Walker Art Center cuts ties with Minneapolis police

Walker Art Center cuts ties with Minneapolis police
Walker Art Center. Courtesy Wikimedia Commons.

In an Instagram post on Wednesday afternoon, the Walker Art Center in Minneapolis officially cut ties with the Minneapolis Police Department – for now. With their statement, the Walker Art Center became the first museum to take direct action in addition to supporting protests, the Black Lives Matter movement, and the family of George Floyd.

“The Walker will no longer contract the services of the Minneapolis Police Department (MPD) for special events,” stated the museum on Instagram, “until the MPD implements meaningful change by demilitarizing training programs, holding officers accountable for the use of excessive force, and treating communities of color with dignity and respect. Enough is enough. George Floyd should still be alive. Black lives matter.”

In the past, the museum, like many, contracted off-duty police to work as museum security for special events. The Walker’s decision to cut ties with the MPD until meaningful change happens was the first public announcement of its kind in the US. Some commended the museum’s efforts but many felt that ties should be cut permanently.

Falling in line with the actions taken by the Walker Art Center, the Minneapolis Institute of Art confirmed in a correspondence with Artnet News that it “will no longer contract with off-duty police officers from the MPD.”

The Walker’s announcement came as many museums across the US are facing backlash after they were slow to respond after the death of George Floyd at the hands of MPD officers. In addition to their tardiness, prominent concerns amongst those responding to museum announcements included the lack of direct language, skirting difficult subjects, and concern for what actions will changes will actually be made as museums move forward.
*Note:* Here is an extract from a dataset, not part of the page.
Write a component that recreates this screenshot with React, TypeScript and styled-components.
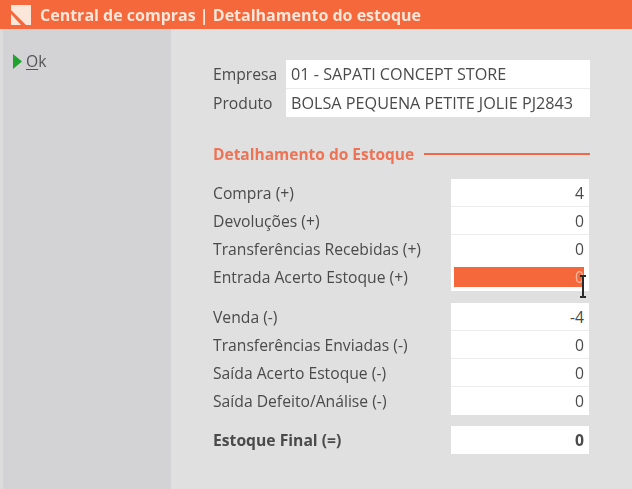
import styled, { createGlobalStyle } from 'styled-components'

const GlobalStyle = createGlobalStyle`
  html, body {
    margin: 0;
    padding: 0;
    background: #e0e0e0;
  }
  * {
    box-sizing: border-box;
  }
`

const Window = styled.div`
  width: 632px;
  height: 489px;
  overflow: hidden;
  display: flex;
  flex-direction: column;
  font-family: "Open Sans", "Liberation Sans", sans-serif;
  font-size: 15.7px;
  color: #4a4a4a;
  filter: blur(0.4px);
`

const TitleBar = styled.div`
  height: 29px;
  flex: none;
  display: flex;
  align-items: center;
  gap: 8px;
  padding-left: 10px;
  background: #f4683c;
  color: #fbe6da;
  font-size: 16px;
  font-weight: 700;
`

const Body = styled.div`
  flex: 1;
  display: flex;
`

const Sidebar = styled.div`
  width: 171px;
  flex: none;
  padding: 22px 0 0 10px;
  background: #d3d3d5;
  border-left: 3px solid #dcdcdc;
`

const OkButton = styled.div`
  display: flex;
  align-items: center;
  gap: 4px;
  height: 20px;
  color: #555;

  u {
    text-underline-offset: 2px;
  }
`

const Content = styled.div`
  flex: 1;
  padding: 31px 0 0 42px;
  display: flex;
  flex-direction: column;
`

const HeaderGrid = styled.div`
  display: grid;
  grid-template-columns: 73px 304px;
  grid-auto-rows: 28.5px;
  width: 377px;
`

const HeaderLabel = styled.div`
  display: flex;
  align-items: center;
`

const HeaderValue = styled.div<{ $last?: boolean }>`
  display: flex;
  align-items: center;
  padding-left: 5px;
  background: #fff;
  font-size: 16.2px;
  white-space: nowrap;
  border-bottom: ${p => (p.$last ? 'none' : '1px solid #ececec')};
`

const SectionTitle = styled.div`
  display: flex;
  align-items: center;
  gap: 10px;
  width: 377px;
  height: 20px;
  margin-top: 27px;
  color: #ee7355;
  font-size: 15.5px;
  font-weight: 700;
  white-space: nowrap;
`

const SectionLine = styled.div`
  flex: 1;
  height: 2px;
  background: #ef6a48;
`

const Group = styled.div<{ $gap: number }>`
  margin-top: ${p => p.$gap}px;
  display: flex;
  flex-direction: column;
  width: 376px;
`

const Row = styled.div`
  height: 28px;
  display: grid;
  grid-template-columns: 238px 138px;
  align-items: stretch;
`

const RowLabel = styled.div<{ $bold?: boolean }>`
  display: flex;
  align-items: center;
  white-space: nowrap;
  font-weight: ${p => (p.$bold ? 700 : 400)};
`

const ValueCell = styled.div<{ $bold?: boolean; $last?: boolean }>`
  position: relative;
  display: flex;
  align-items: center;
  justify-content: flex-end;
  padding-right: 5px;
  background: #fff;
  border-bottom: ${p => (p.$last ? 'none' : '1px solid #ececec')};
  font-weight: ${p => (p.$bold ? 700 : 400)};
`

const Highlight = styled.div`
  position: absolute;
  left: 3px;
  right: 5px;
  top: 4px;
  bottom: 4px;
  display: flex;
  align-items: center;
  justify-content: flex-end;
  background: #f4683c;
  color: #f6b9a0;
`

const Cursor = styled.svg`
  position: absolute;
  right: 1px;
  top: 12px;
  width: 10px;
  height: 23px;
`

const Logo = () => (
  <svg width="22" height="20" viewBox="0 0 22 20">
    <path d="M1 0h20v20h-5L1 5z" fill="#fbe6da" />
    <path d="M1 9l10 11H1z" fill="#fbe6da" />
  </svg>
)

const Stock = ({ items }: { items: [string, string][] }) => (
  <>
    {items.map(([label, value], i) => (
      <Row key={label}>
        <RowLabel>{label}</RowLabel>
        <ValueCell $last={i === items.length - 1}>{value}</ValueCell>
      </Row>
    ))}
  </>
)

const App = () => {
  return (
    <Window>
      <GlobalStyle />
      <TitleBar>
        <Logo />
        Central de compras | Detalhamento do estoque
      </TitleBar>
      <Body>
        <Sidebar>
          <OkButton>
            <svg width="9" height="15" viewBox="0 0 9 15">
              <path d="M0 0l9 7.5L0 15z" fill="#1fa32c" />
            </svg>
            <span><u>O</u>k</span>
          </OkButton>
        </Sidebar>
        <Content>
          <HeaderGrid>
            <HeaderLabel>Empresa</HeaderLabel>
            <HeaderValue>01 - SAPATI CONCEPT STORE</HeaderValue>
            <HeaderLabel>Produto</HeaderLabel>
            <HeaderValue $last>BOLSA PEQUENA PETITE JOLIE PJ2843</HeaderValue>
          </HeaderGrid>

          <SectionTitle>
            Detalhamento do Estoque
            <SectionLine />
          </SectionTitle>

          <Group $gap={15}>
            <Stock items={[['Compra (+)', '4'], ['Devoluções (+)', '0'], ['Transferências Recebidas (+)', '0']]} />
            <Row>
              <RowLabel>Entrada Acerto Estoque (+)</RowLabel>
              <ValueCell $last>
                <Highlight>0</Highlight>
                <Cursor viewBox="0 0 10 23">
                  <path d="M2 1h6M5 1v21M2 22h6" stroke="#2a2a2a" strokeWidth="2" fill="none" />
                </Cursor>
              </ValueCell>
            </Row>
          </Group>

          <Group $gap={12}>
            <Stock items={[['Venda (-)', '-4'], ['Transferências Enviadas (-)', '0'], ['Saída Acerto Estoque (-)', '0'], ['Saída Defeito/Análise (-)', '0']]} />
          </Group>

          <Group $gap={11}>
            <Row>
              <RowLabel $bold>Estoque Final (=)</RowLabel>
              <ValueCell $bold $last>0</ValueCell>
            </Row>
          </Group>
        </Content>
      </Body>
    </Window>
  )
}

export default App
Kansas City’s Nelson-Atkins Museum was among those that was called out by the public when its parking lot was used by the Kansas City Police Department as a “command post area” in response to nearby protests on May 29th. On June 1st, Nelson-Atkins director Julián Zugazagoitia took to Instagram to express solidarity, explain the situation, and apologize stating, in part:

“The museum’s longstanding work toward inclusion was brought into question over the weekend with the image of police vehicles staged against the backdrop of the museum on Friday. We deeply regret and understand the hurt and the confusion that this caused. […] When I was made aware of this on Saturday, I was in touch with police to ask them to relocate, which they did on Saturday and Sunday.

We feel the hurt of the nation. At the museum, our priorities remain firmly in place: to care for our community, to care for our works of art, and to further a quest for inclusion, diversity, equity, and accessibility.”

The post was met with mixed responses, some praising the museum while others condemned them further believing the statement was not enough. One commenter stated “BLOOD IS ON YOUR HANDS, REPARATIONS NOW.”

The Walker Art Center is located in the city where, on May 25th, Floyd was killed by MPD officer Derek Chauvin while three other officers, Thomas Lane, J. Alexander Kueng, and Tou Thao, did not intervene. Chauvin was subsequently fired and charged with third-degree murder and second-degree manslaughter. Yesterday, after public outcry, Chauvin’s charges were upped to second-degree murder and officers Lane, Kueng, and Thao were charged with aiding and abetting murder.